By it we understand all such other demands as necessarily flow from it in order for it to be effective – such demands as Open the Books. By its very nature, it invades the prerogatives of capitalist enterprise, for it can only mean that labor demands a voice in the determination of wages, prices and profits. It is a sign of tabor’s maturity, its ability to reorganize society and, in our opinion, leads to more advanced struggles against the machinery and sanctity of monopolist private enterprise.

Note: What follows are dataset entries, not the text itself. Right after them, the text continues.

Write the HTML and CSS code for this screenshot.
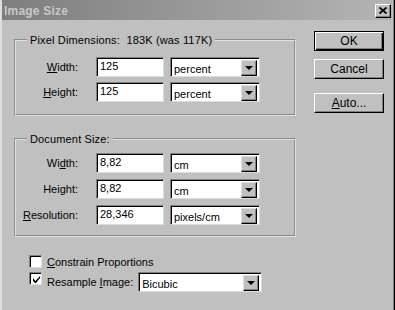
FILE: index.html
```html
<!DOCTYPE html>
<html lang="en">
<head>
    <meta charset="UTF-8">
    <title>Image Size</title>
    <link rel="stylesheet" href="styles.css">
</head>
<body>
    <div class="dialog">
        <div class="titlebar">
            <span class="title">Image Size</span>
            <span class="close">
                <svg width="8" height="7" viewBox="0 0 8 7"><path d="M0.5 0.5l7 6M7.5 0.5l-7 6" stroke="#000" stroke-width="1.8"/></svg>
            </span>
        </div>
        <div class="content">
            <div class="main">
                <fieldset class="group">
                    <legend>Pixel Dimensions:&nbsp; 183K (was 117K)</legend>
                    <div class="row">
                        <label><u>W</u>idth:</label>
                        <span class="field">125</span>
                        <span class="combo"><span class="value">percent</span><span class="drop"><i class="arrow"></i></span></span>
                    </div>
                    <div class="row">
                        <label><u>H</u>eight:</label>
                        <span class="field">125</span>
                        <span class="combo"><span class="value">percent</span><span class="drop"><i class="arrow"></i></span></span>
                    </div>
                </fieldset>

                <fieldset class="group doc">
                    <legend>Document Size:</legend>
                    <div class="row">
                        <label>Wi<u>d</u>th:</label>
                        <span class="field">8,82</span>
                        <span class="combo"><span class="value">cm</span><span class="drop"><i class="arrow"></i></span></span>
                    </div>
                    <div class="row">
                        <label>Hei<u>g</u>ht:</label>
                        <span class="field">8,82</span>
                        <span class="combo"><span class="value">cm</span><span class="drop"><i class="arrow"></i></span></span>
                    </div>
                    <div class="row">
                        <label><u>R</u>esolution:</label>
                        <span class="field">28,346</span>
                        <span class="combo"><span class="value">pixels/cm</span><span class="drop"><i class="arrow"></i></span></span>
                    </div>
                </fieldset>

                <div class="check-row">
                    <span class="checkbox"></span>
                    <span class="check-label"><u>C</u>onstrain Proportions</span>
                </div>
                <div class="check-row resample">
                    <span class="checkbox">
                        <svg width="9" height="9" viewBox="0 0 9 9"><path d="M1 3v3l2 2h1l4-5V1L3.5 6z" fill="#000"/></svg>
                    </span>
                    <span class="check-label">Resample <u>I</u>mage:</span>
                    <span class="combo wide"><span class="value">Bicubic</span><span class="drop"><i class="arrow"></i></span></span>
                </div>
            </div>

            <div class="buttons">
                <span class="btn default">OK</span>
                <span class="btn">Cancel</span>
                <span class="btn auto"><u>A</u>uto...</span>
            </div>
        </div>
    </div>
</body>
</html>
```

FILE: styles.css
```css
body {
    margin: 0;
    background-color: #c0c0c0;
    font-family: "Liberation Sans", Arial, sans-serif;
    font-size: 11px;
    color: #000;
}
.dialog {
    width: 395px;
    height: 310px;
    box-sizing: border-box;
    background-color: #c0c0c0;
    border-left: 2px solid #dfdfdf;
    border-right: 1px solid #000;
    box-shadow: inset -1px 0 #808080;
}
.titlebar {
    height: 19px;
    margin-right: 2px;
    padding-top: 1px;
    display: flex;
    align-items: center;
    justify-content: space-between;
    background: linear-gradient(to right, #7e7e7e, #b4b4b4);
}
.title {
    padding-left: 2px;
    font-size: 12px;
    font-weight: bold;
    color: #c8c8c8;
    letter-spacing: 0.2px;
}
.close {
    width: 16px;
    height: 14px;
    box-sizing: border-box;
    margin-right: 1px;
    display: flex;
    align-items: center;
    justify-content: center;
    background-color: #c0c0c0;
    border: 1px solid;
    border-color: #fff #000 #000 #fff;
    box-shadow: inset -1px -1px #808080;
}
.content {
    display: flex;
    padding: 13px 0 0 12px;
}
.main {
    width: 282px;
}
.group {
    margin: 0;
    padding: 10px 0 12px 0;
    border: 2px groove #e0e0e0;
}
.group legend {
    margin-left: 11px;
    padding: 0 3px;
    line-height: 14px;
    letter-spacing: 0.15px;
}
.doc {
    margin-top: 16px;
    padding-top: 7px;
    padding-bottom: 10px;
}
.row {
    display: flex;
    align-items: center;
    height: 20px;
}
.row + .row {
    margin-top: 5px;
}
.doc .row + .row {
    margin-top: 6px;
}
.row label {
    width: 62px;
    margin-right: 18px;
    text-align: right;
}
.field,
.combo,
.checkbox {
    box-sizing: border-box;
    background-color: #fff;
    border: 1px solid;
    border-color: #808080 #dcdcdc #dcdcdc #808080;
    box-shadow: inset 1px 1px #000;
}
.field {
    width: 68px;
    height: 20px;
    padding: 2px 0 0 3px;
    margin-right: 6px;
}
.combo {
    width: 90px;
    height: 20px;
    display: flex;
    align-items: center;
    justify-content: space-between;
    padding: 2px 2px 1px 3px;
}
.combo .value {
    padding-top: 2px;
}
.drop {
    width: 16px;
    height: 16px;
    box-sizing: border-box;
    display: flex;
    align-items: center;
    justify-content: center;
    background-color: #c0c0c0;
    border: 1px solid;
    border-color: #dfdfdf #000 #000 #dfdfdf;
    box-shadow: inset -1px -1px #808080;
}
.arrow {
    width: 0;
    height: 0;
    border-left: 4px solid transparent;
    border-right: 4px solid transparent;
    border-top: 4px solid #000;
}
.check-row {
    display: flex;
    align-items: center;
    margin-left: 15px;
    margin-top: 18px;
    height: 13px;
}
.check-row.resample {
    align-items: flex-start;
    margin-top: 4px;
    height: 20px;
}
.resample .check-label {
    align-self: center;
}
.checkbox {
    width: 13px;
    height: 13px;
    display: flex;
    align-items: center;
    justify-content: center;
    margin-right: 5px;
    padding: 1px 0 0 1px;
}
.check-label {
    margin-right: 5px;
}
.combo.wide {
    width: 124px;
}
.buttons {
    display: flex;
    flex-direction: column;
    margin-left: 18px;
    margin-top: -2px;
}
.btn {
    width: 70px;
    height: 20px;
    box-sizing: border-box;
    display: flex;
    align-items: center;
    justify-content: center;
    background-color: #c0c0c0;
    border: 1px solid;
    border-color: #fff #000 #000 #fff;
    box-shadow: inset -1px -1px #808080;
    margin-bottom: 8px;
    font-size: 12px;
}
.btn.default {
    border: 1px solid #000;
    box-shadow: inset 1px 1px #fff, inset -1px -1px #000, inset -2px -2px #808080;
}
.btn.auto {
    margin-top: 6px;
}
```
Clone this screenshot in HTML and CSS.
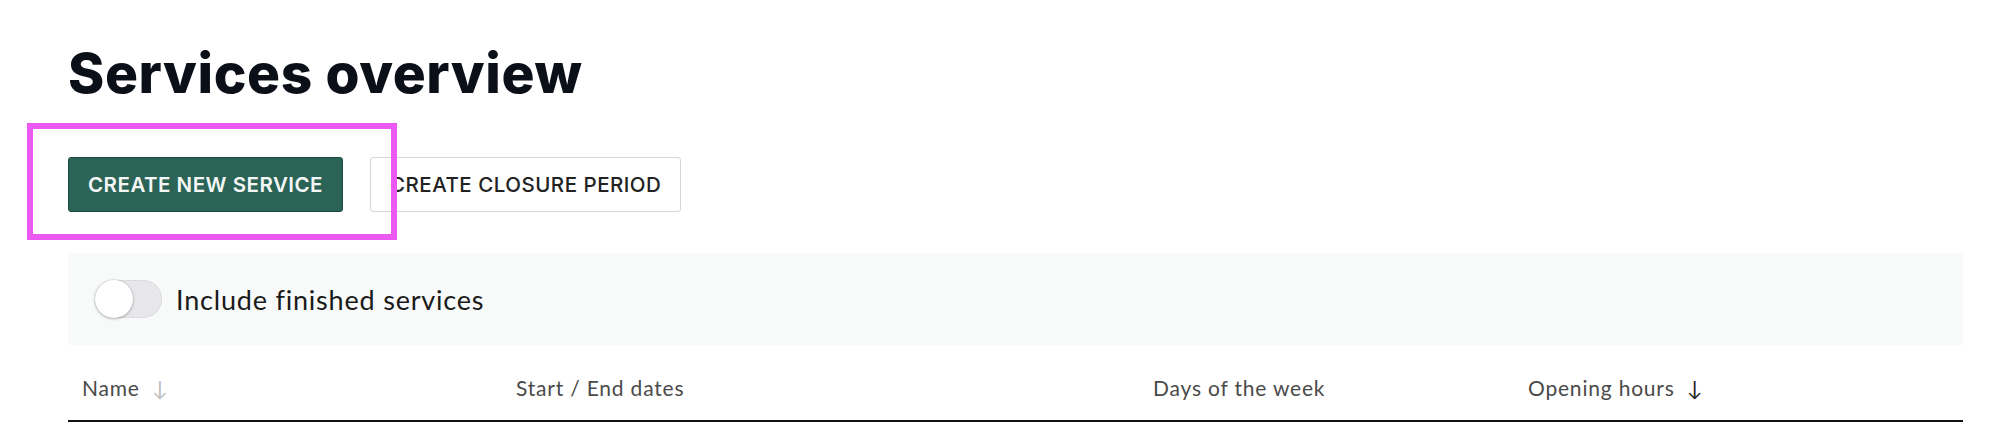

The importance of the CIO’s statement, if carried through to effective agitation and realization, has broad implications. Among other things, it will reverse the trend of the elections, in which many sections of the lower middle class and farm population moved away from labor to the side of big business. Such a campaign as is now contemplated will demonstrate, as did the GM strike, that labor is the leader of the people as a whole. Standing on the simple demand for a wage increase without permitting a corresponding (and usually it is a greater) increase in prices will be proof that labor speaks for the great mass of people. Thus, behind this demand can be rallied the support of all but those handful of social bankrupt – industrialists, meat monopolists, landlords, etc. – whose class rule actively operates against the welfare of the people.

The consequences of the CIO position, if put into practice, can be far-reaching in changing the American scene and in raising the standard of living of the people. We therefore applaud its decision and look forward to its implementation.